Determination of Nitrogen according to Kjeldahl

The most common technique for measuring the amount of nitrogen in organic matter is the Kjeldahl method, which is used in a wide range of sectors such as environmental analysis, food analysis, water analysis and agricultural analysis, as well as in the pharmaceutical and chemical industries. In this traditional method, a precisely weighed sample is broken down using concentrated sulphuric acid, a process which digests its organic contents and reacts nitrogen to form ammonium sulphate.(CHNO)(s) → CO2 (g) + SO2 (g) + H2O (g) + NH4SO4 (solv, H2SO4)A catalyst or catalyst mixture consisting of copper, selenium, mercury and/or titanium is added to speed up the reaction. Sodium or potassium sulphate is used to give the sulphuric acid a higher boiling point. If the nitrogen is contained in a nitro, nitroso or azo compound, however, the mixture must be reduced with zinc before digestion takes place.

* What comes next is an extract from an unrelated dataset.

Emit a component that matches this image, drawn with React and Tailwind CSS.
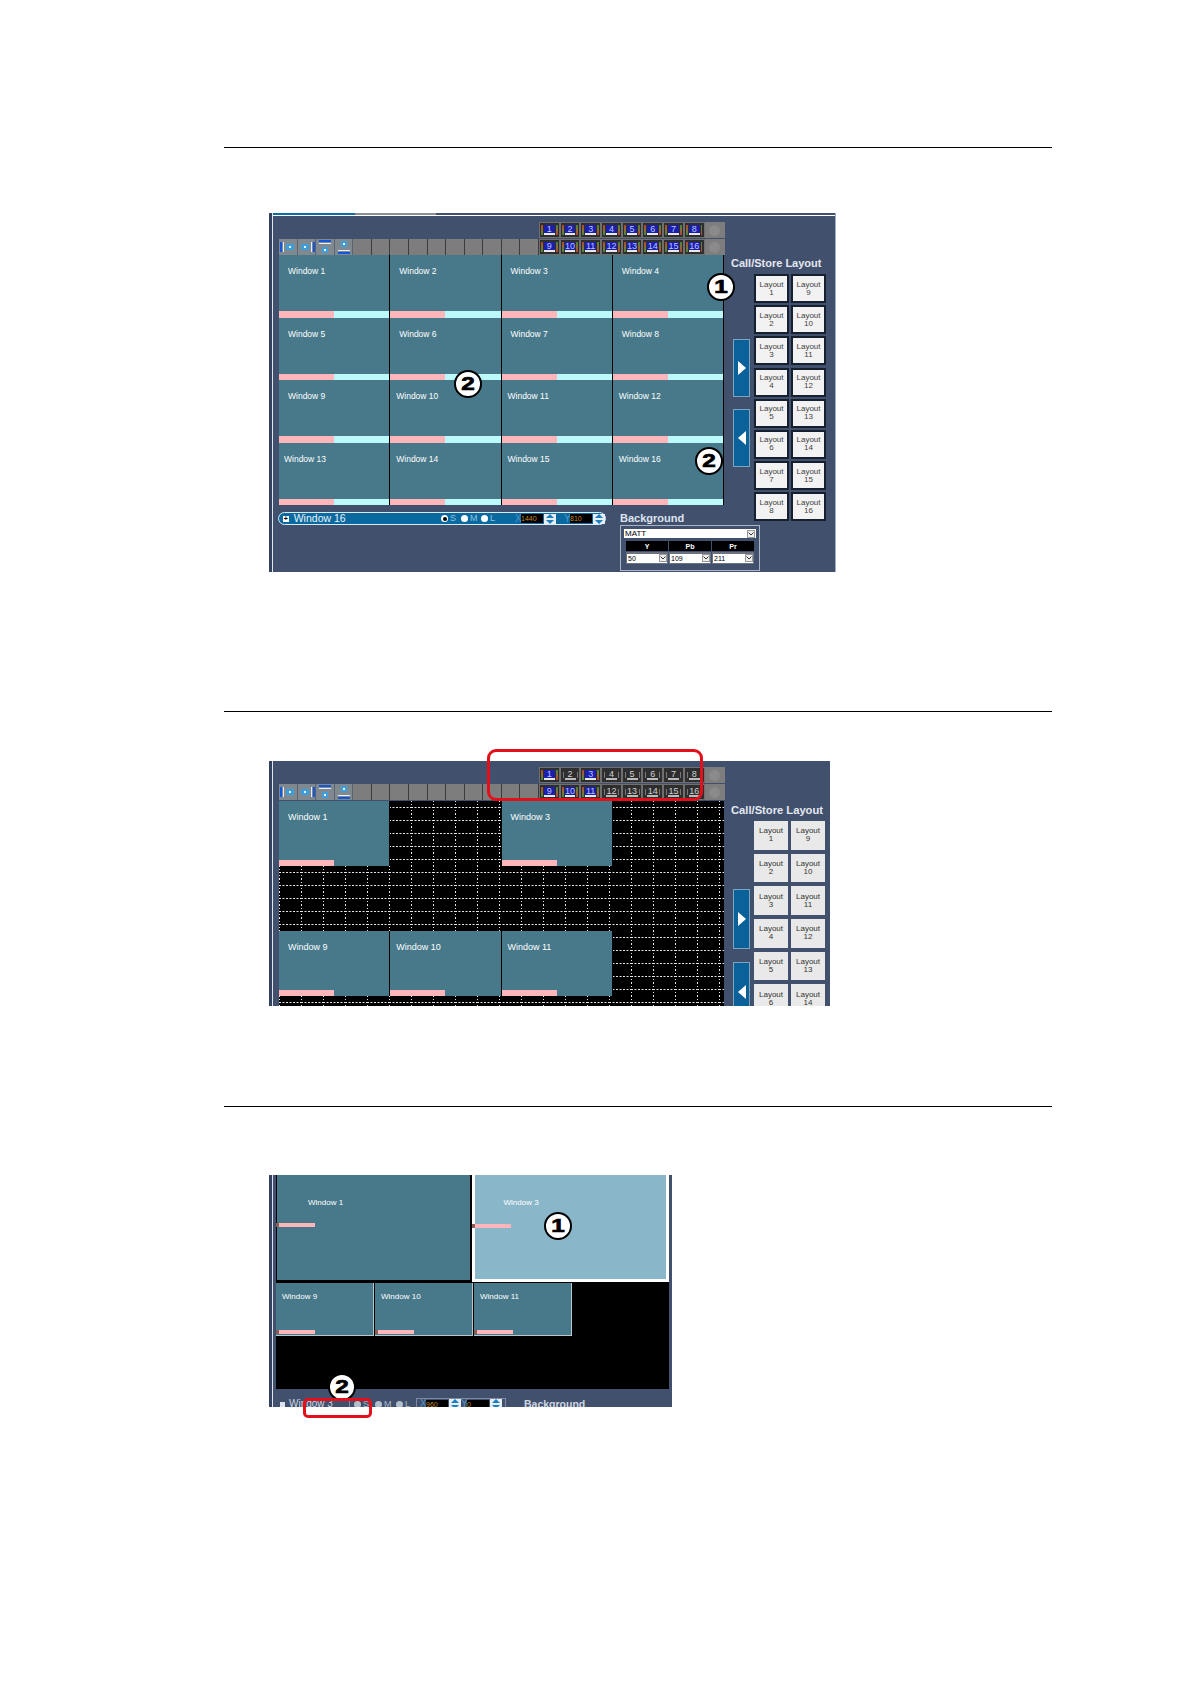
import React from "react";

const NUMS = [1, 2, 3, 4, 5, 6, 7, 8, 9, 10, 11, 12, 13, 14, 15, 16];
const LAYOUTS = [1, 9, 2, 10, 3, 11, 4, 12, 5, 13, 6, 14, 7, 15, 8, 16];

const NumButton = ({ n, active }) => (
  <div className="w-[20.7px] h-[16px] bg-[#6f6f6f] p-px">
    <div className="flex h-full items-stretch justify-center gap-px bg-[#2e2e2e] px-px py-[2px]">
      {active ? (
        <div className="w-[2px] bg-linear-to-b from-[#b8402f] to-[#2f8a3c]" />
      ) : (
        <div className="my-[2px] w-px bg-[#777]" />
      )}
      <div
        className={`flex w-[11px] items-center justify-center border-b-2 text-[9px] leading-none ${
          active ? "border-[#e8e8e8] bg-[#1c1eae] text-[#b9c5ff]" : "border-[#bbb] bg-[#2e2e2e] text-[#d0d0d0]"
        }`}
      >
        {n}
      </div>
      {active ? (
        <div className="w-[2px] bg-linear-to-b from-[#2f8a3c] to-[#b8402f]" />
      ) : (
        <div className="my-[2px] w-px bg-[#777]" />
      )}
    </div>
  </div>
);

const NumGrid = ({ activeSet }) => (
  <div className="grid w-[187px] grid-cols-[repeat(9,20.7px)] gap-y-px">
    {NUMS.slice(0, 8).map((n) => (
      <NumButton key={n} n={n} active={activeSet.includes(n)} />
    ))}
    <GrayKnob />
    {NUMS.slice(8).map((n) => (
      <NumButton key={n} n={n} active={activeSet.includes(n)} />
    ))}
    <GrayKnob />
  </div>
);

const GrayKnob = () => (
  <div className="flex h-[16px] w-[20.7px] items-center justify-center bg-[#7d7d7d]">
    <div className="h-[11px] w-[11px] rounded-full bg-[#8a8a8a]" />
  </div>
);

const ToolIcon = ({ kind }) => (
  <svg width="18" height="16" viewBox="0 0 18 16" className="bg-[#808890]">
    {kind === 0 && (
      <>
        <rect x="1" y="3" width="2" height="10" fill="#1557d8" />
        <rect x="4" y="3" width="1" height="10" fill="#e8eef5" />
        <rect x="7" y="5" width="8" height="6" fill="#3f9ed8" />
        <rect x="10" y="7" width="2" height="2" fill="#e8f4ff" />
      </>
    )}
    {kind === 1 && (
      <>
        <rect x="15" y="3" width="2" height="10" fill="#1557d8" />
        <rect x="13" y="3" width="1" height="10" fill="#e8eef5" />
        <rect x="3" y="5" width="8" height="6" fill="#3f9ed8" />
        <rect x="6" y="7" width="2" height="2" fill="#e8f4ff" />
      </>
    )}
    {kind === 2 && (
      <>
        <rect x="3" y="1" width="12" height="2" fill="#1557d8" />
        <rect x="3" y="4" width="12" height="1" fill="#e8eef5" />
        <rect x="6" y="8" width="6" height="6" fill="#3f9ed8" />
        <rect x="8" y="10" width="2" height="2" fill="#e8f4ff" />
      </>
    )}
    {kind === 3 && (
      <>
        <rect x="6" y="2" width="6" height="6" fill="#3f9ed8" />
        <rect x="8" y="4" width="2" height="2" fill="#e8f4ff" />
        <rect x="3" y="11" width="12" height="1" fill="#e8eef5" />
        <rect x="3" y="13" width="12" height="2" fill="#1557d8" />
      </>
    )}
  </svg>
);

const Toolbar = () => (
  <div className="flex h-[16px] w-[260px] bg-[#7d7d7d]">
    {[0, 1, 2, 3].map((k) => (
      <div key={k} className="h-full w-[18.57px] shrink-0 overflow-hidden border-r border-[#5b6370]">
        <ToolIcon kind={k} />
      </div>
    ))}
    {[...Array(10)].map((_, i) => (
      <div key={i} className="h-full w-[18.57px] shrink-0 border-r border-[#3c3c3c]" />
    ))}
  </div>
);

const WindowCell = ({ name, pad, split, size }) => (
  <div className="flex flex-col justify-between border-r border-black bg-[#47798a]">
    <div className={`pt-[11px] leading-[10px] text-white ${pad} ${size}`}>{name}</div>
    <div className="flex h-[6.5px]">
      <div className="h-full w-1/2 bg-[#ffb6ba]" />
      {split && <div className="h-full w-1/2 bg-[#bcf9fb]" />}
    </div>
  </div>
);

const Triangle = ({ left }) => (
  <svg width="8" height="14" viewBox="0 0 8 14">
    <polygon points={left ? "8,0 0,7 8,14" : "0,0 8,7 0,14"} fill="#fff" />
  </svg>
);

const ArrowButton = ({ left, className }) => (
  <div className={`flex w-[17px] items-center justify-center border border-[#7da4bd] bg-[#0b629b] ${className}`}>
    <Triangle left={left} />
  </div>
);

const LayoutButton = ({ n, dark }) => (
  <div
    className={`flex flex-col items-center justify-center text-[8px] leading-[8px] ${
      dark
        ? "h-[29px] w-[35px] border-2 border-[#16202e] bg-[#f2f2f2] text-[#3f3f3f]"
        : "h-[28.7px] w-[34px] bg-[#e9e9e9] text-[#333]"
    }`}
  >
    <span>Layout</span>
    <span>{n}</span>
  </div>
);

const Spinner = () => (
  <svg width="12" height="10" viewBox="0 0 12 10" className="bg-[#e6eef3]">
    <polygon points="6,0 10,4 2,4" fill="#1b7fc0" />
    <polygon points="2,6 10,6 6,10" fill="#1b7fc0" />
  </svg>
);

const Radio = ({ label, checked, muted }) => (
  <div className="flex items-center gap-[2px]">
    <div
      className={`flex h-[7px] w-[7px] items-center justify-center rounded-full ${
        muted ? "bg-[#b4bfce]" : "bg-white"
      }`}
    >
      {checked && !muted && <div className="h-[4px] w-[4px] rounded-full bg-black" />}
    </div>
    <span className={`w-[8px] text-[9px] leading-none ${muted ? "text-[#aebbcc]" : "text-[#8fc3e0]"}`}>{label}</span>
  </div>
);

const CoordField = ({ label, value }) => (
  <div className="flex items-center">
    <span className="w-[5px] text-[10px] leading-none text-[#4f95c6]">{label}</span>
    <div className="ml-[1px] flex h-[9px] w-[22px] items-center bg-black text-[7px] leading-none text-[#c5892a]">{value}</div>
    <div className="ml-[1px]">
      <Spinner />
    </div>
  </div>
);

const Chevron = () => (
  <div className="flex h-[8px] w-[8px] items-center justify-center border border-[#999] bg-[#eee]">
    <svg width="6" height="4" viewBox="0 0 6 4">
      <polyline points="0.5,0.5 3,3 5.5,0.5" fill="none" stroke="#333" strokeWidth="1" />
    </svg>
  </div>
);

const BackgroundBox = () => (
  <div className="ml-[14px] mt-[8px] w-[140px] shrink-0">
    <div className="text-[11px] font-bold leading-[11px] text-[#dde3ef]">Background</div>
    <div className="mt-[1px] h-[46px] border border-[#a9b4c6] px-[3px] pt-[3px]">
      <div className="flex h-[9px] items-center justify-between bg-white pl-[1px] pr-[1px] text-[8px] leading-none text-black">
        <span>MATT</span>
        <Chevron />
      </div>
      <div className="mt-[3px] grid grid-cols-3 gap-[1px] px-[2px]">
        {["Y", "Pb", "Pr"].map((h) => (
          <div key={h} className="flex h-[10px] items-center justify-center bg-black text-[7px] font-bold leading-none text-white">
            {h}
          </div>
        ))}
        {["50", "109", "211"].map((v) => (
          <div key={v} className="flex h-[12px] items-center bg-[#6b7280] px-[1px]">
            <div className="flex h-[9px] w-full items-center justify-between bg-white pl-[1px] text-[7px] leading-none text-black">
              <span>{v}</span>
              <Chevron />
            </div>
          </div>
        ))}
      </div>
    </div>
  </div>
);

const StatusBar = () => (
  <div className="-ml-px mt-[7px] flex h-[13px] w-[328px] shrink-0 items-center rounded-full border border-[#d7ecf6] bg-[#0a699f] pl-[4px]">
    <div className="flex h-[6px] w-[6px] items-center justify-center bg-white text-[7px] font-bold leading-none text-black">+</div>
    <span className="ml-[5px] w-[155px] text-[10.5px] leading-none text-[#e9f4fa]">Window 16</span>
    <div className="flex gap-[3px]">
      <Radio label="S" checked />
      <Radio label="M" />
      <Radio label="L" />
    </div>
    <div className="ml-[17px] flex gap-[8px]">
      <CoordField label="X" value="1440" />
      <CoordField label="Y" value="810" />
    </div>
  </div>
);

const CallStore = ({ dark, titleClass, arrowTop, firstArrow, secondArrow, gridClass }) => (
  <div className="w-[100px] shrink-0">
    <div className={`whitespace-nowrap font-bold leading-[12px] text-[#e4e8f0] ${titleClass}`}>Call/Store Layout</div>
    <div className="flex">
      <div className={`ml-[2px] w-[17px] shrink-0 ${arrowTop}`}>
        <ArrowButton className={firstArrow} />
        <ArrowButton left className={secondArrow} />
      </div>
      <div className={`ml-[4px] grid shrink-0 grid-cols-[34px_34px] gap-x-[3px] ${gridClass}`}>
        {LAYOUTS.map((n) => (
          <LayoutButton key={n} n={n} dark={dark} />
        ))}
      </div>
    </div>
  </div>
);

const Callout = ({ n, className }) => (
  <div className={`absolute flex h-[28px] w-[28px] items-center justify-center rounded-full border-2 border-black bg-white ${className}`}>
    <span className="inline-block scale-x-[1.35] text-[18px] font-bold leading-none text-black [-webkit-text-stroke:0.7px_black]">{n}</span>
  </div>
);

const PanelEdge = () => (
  <>
    <div className="w-[3px] shrink-0 bg-[#33425f]" />
    <div className="w-px shrink-0 bg-[#dfe6ee]" />
  </>
);

const PanelOne = () => {
  const rows = [
    [["Window 1", "pl-[9px]"], ["Window 2", "pl-[9px]"], ["Window 3", "pl-[9px]"], ["Window 4", "pl-[9px]"]],
    [["Window 5", "pl-[9px]"], ["Window 6", "pl-[9px]"], ["Window 7", "pl-[9px]"], ["Window 8", "pl-[9px]"]],
    [["Window 9", "pl-[9px]"], ["Window 10", "pl-[6px]"], ["Window 11", "pl-[6px]"], ["Window 12", "pl-[6px]"]],
    [["Window 13", "pl-[5px]"], ["Window 14", "pl-[6px]"], ["Window 15", "pl-[6px]"], ["Window 16", "pl-[6px]"]],
  ];
  return (
    <div className="relative ml-[45px] mt-[65px] h-[359px] w-[567px]">
      <div className="flex h-full overflow-hidden border-r border-[#9fb0c4] bg-[#41506d]">
        <PanelEdge />
        <div className="flex min-w-0 flex-1 flex-col">
          <div className="flex h-[2px] shrink-0">
            <div className="ml-0 h-full w-[81px] bg-[#0a6fa6]" />
            <div className="ml-px h-full w-[81px] bg-[#8a8f96]" />
          </div>
          <div className="h-px shrink-0 bg-white" />
          <div className="flex pl-[6px] pt-[6px]">
            <div className="flex w-[452px] shrink-0 flex-col">
              <div className="flex h-[33px] items-end">
                <Toolbar />
                <NumGrid activeSet={NUMS} />
              </div>
              <div className="grid w-[445px] grid-cols-4 grid-rows-[repeat(4,62.5px)]">
                {rows.flat().map(([name, pad]) => (
                  <WindowCell key={name} name={name} pad={pad} split size="text-[8.5px]" />
                ))}
              </div>
              <div className="flex">
                <StatusBar />
                <BackgroundBox />
              </div>
            </div>
            <CallStore
              dark
              titleClass="pt-[35px] text-[11px]"
              arrowTop="pt-[70px]"
              firstArrow="h-[58px]"
              secondArrow="mt-[12px] h-[58px]"
              gridClass="mt-[5px] gap-y-[2.2px]"
            />
          </div>
        </div>
      </div>
      <Callout n="1" className="left-[438px] top-[60px]" />
      <Callout n="2" className="left-[185px] top-[157px]" />
      <Callout n="2" className="left-[426px] top-[234px]" />
    </div>
  );
};

const DotGrid = () => (
  <svg className="absolute inset-0 h-full w-full">
    <defs>
      <pattern id="dots" width="22" height="13" patternUnits="userSpaceOnUse">
        <line x1="0.5" y1="0" x2="0.5" y2="13" stroke="#e6e6e6" strokeDasharray="1 2" />
        <line x1="0" y1="6.5" x2="22" y2="6.5" stroke="#e6e6e6" strokeDasharray="2 1.5" />
      </pattern>
    </defs>
    <rect width="100%" height="100%" fill="url(#dots)" />
  </svg>
);

const PanelTwo = () => {
  const cells = [
    ["Window 1", "pl-[9px]"], null, ["Window 3", "pl-[9px]"], null,
    null, null, null, null,
    ["Window 9", "pl-[9px]"], ["Window 10", "pl-[6px]"], ["Window 11", "pl-[6px]"], null,
  ];
  return (
    <div className="relative ml-[45px] mt-[49px] h-[245px] w-[561px]">
      <div className="flex h-full overflow-hidden bg-[#41506d]">
        <PanelEdge />
        <div className="flex pl-[6px] pt-[6px]">
          <div className="flex w-[452px] shrink-0 flex-col">
            <div className="flex h-[34px] items-start">
              <div className="mt-[17px]">
                <Toolbar />
              </div>
              <NumGrid activeSet={[1, 3, 9, 10, 11]} />
            </div>
            <div className="relative h-[205px] w-[445px] overflow-hidden bg-black">
              <DotGrid />
              <div className="relative grid grid-cols-4 auto-rows-[65px]">
                {cells.map((c, i) =>
                  c ? <WindowCell key={c[0]} name={c[0]} pad={c[1]} size="text-[9px]" /> : <div key={i} />
                )}
              </div>
            </div>
          </div>
          <CallStore
            titleClass="pt-[37px] text-[11.2px]"
            arrowTop="pt-[73px]"
            firstArrow="h-[60px]"
            secondArrow="mt-[13px] h-[60px]"
            gridClass="mt-[5px] gap-y-[4px]"
          />
        </div>
      </div>
      <div className="absolute left-[218px] top-[-12px] h-[52px] w-[216px] rounded-[9px] border-[3px] border-[#e3101c]" />
    </div>
  );
};

const SmallWindow = ({ name, className, barClass }) => (
  <div className={`flex flex-col ${className}`}>
    <div className="text-[8px] leading-[10px] text-white">{name}</div>
    <div className={`mt-auto flex h-[4px] w-[39px] bg-[#ffb6ba] ${barClass}`}>
      <div className="h-full w-[3px] bg-[#8a5f55]" />
    </div>
  </div>
);

const PanelThree = () => (
  <div className="relative ml-[45px] mt-[68px] h-[232px] w-[403px]">
    <div className="flex h-full overflow-hidden bg-[#41506d]">
      <PanelEdge />
      <div className="flex min-w-0 flex-1 flex-col">
        <div className="ml-[3px] mr-[3px] h-[214px] shrink-0 bg-black">
          <div className="flex h-[107px] gap-[2px] pl-px">
            <SmallWindow
              name="Window 1"
              className="h-[105px] w-[193px] bg-[#47798a] pl-[31px] pt-[23px] pb-[53px]"
              barClass="-ml-[32px]"
            />
            <SmallWindow
              name="Window 3"
              className="h-[107px] w-[198px] border-[3px] border-t-0 border-white bg-[#89b6c9] pl-[29px] pt-[23px] pb-[51px]"
              barClass="-ml-[32px]"
            />
          </div>
          <div className="mt-px flex h-[53px] gap-px">
            {["Window 9", "Window 10", "Window 11"].map((w) => (
              <SmallWindow
                key={w}
                name={w}
                className="w-[98px] border-r border-b border-[#b9c7cf] bg-[#47798a] pl-[6px] pt-[9px] pb-px"
                barClass="-ml-[6px]"
              />
            ))}
          </div>
        </div>
        <div className="mt-[9px] flex h-[12px] shrink-0 items-center overflow-visible pl-[7px] text-[#cfd6e2]">
          <div className="h-[5px] w-[5px] bg-[#dde3ef]" />
          <span className="ml-[4px] w-[50px] text-[10px] leading-none">Window 3</span>
          <div className="ml-[10px] flex gap-[4px] border-l border-[#7f8aa0] pl-[4px]">
            <Radio label="S" checked muted />
            <Radio label="M" muted />
            <Radio label="L" muted />
          </div>
          <div className="ml-[3px] flex border border-[#7f8aa0] px-[3px]">
            <CoordField label="X" value="960" />
            <CoordField label="Y" value="0" />
          </div>
          <span className="ml-[18px] text-[10.5px] font-bold leading-none">Background</span>
        </div>
      </div>
    </div>
    <Callout n="1" className="left-[275px] top-[37px]" />
    <Callout n="2" className="left-[59px] top-[198px]" />
    <div className="absolute left-[34px] top-[223px] h-[20px] w-[69px] rounded-[5px] border-[3px] border-[#e3101c]" />
  </div>
);

const App = () => {
  return (
    <div className="h-[1684px] w-[1191px] overflow-hidden bg-white pl-[224px] pt-[147px] font-['Liberation_Sans',Arial,sans-serif]">
      <div className="w-[828px] border-t border-black" />
      <PanelOne />
      <div className="mt-[139px] w-[828px] border-t border-black" />
      <PanelTwo />
      <div className="mt-[100px] w-[828px] border-t border-black" />
      <PanelThree />
    </div>
  );
};

export default App;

The nitrogen is now present in the sulphuric acid as ammonium sulphate. Adding a strong base (such as NaOH) neutralises the sulphuric acid and liberates ammonia from the solution.NH4SO4 (solv) + 2 NaOH (aq) → Na2SO4 (aq) + 2 NH3 (g) + 2 H2O (l) The ammonia is led into an acid (such as boric acid) by means of steam distillation.B(OH)3 (aq) + 2 H2O (l) + NH3 (g) → B(OH)4- (aq) + NH4+ (aq) The resulting strong base (borate ion) is back-titrated with a strong acid (hydrochloric acid or sulphuric acid). The excess weak boric acid is not captured in the process. A Tashiro's indicator that changes colour in the acid is used for titration. The amount of acid that has been used up can then be converted into the amount of nitrogen in the sample. NH4+ (aq) + B(OH)4- (aq) + HCl (l) → NH4Cl (aq) + B(OH)3 (aq) + H2O (l)To calculate the protein content of the sample, the varying nitrogen content of the amino acids must be checked and the relevant conversion factors applied. The nitrogen contained in food derives mainly from proteins, but different samples may also contain other sources of nitrogen.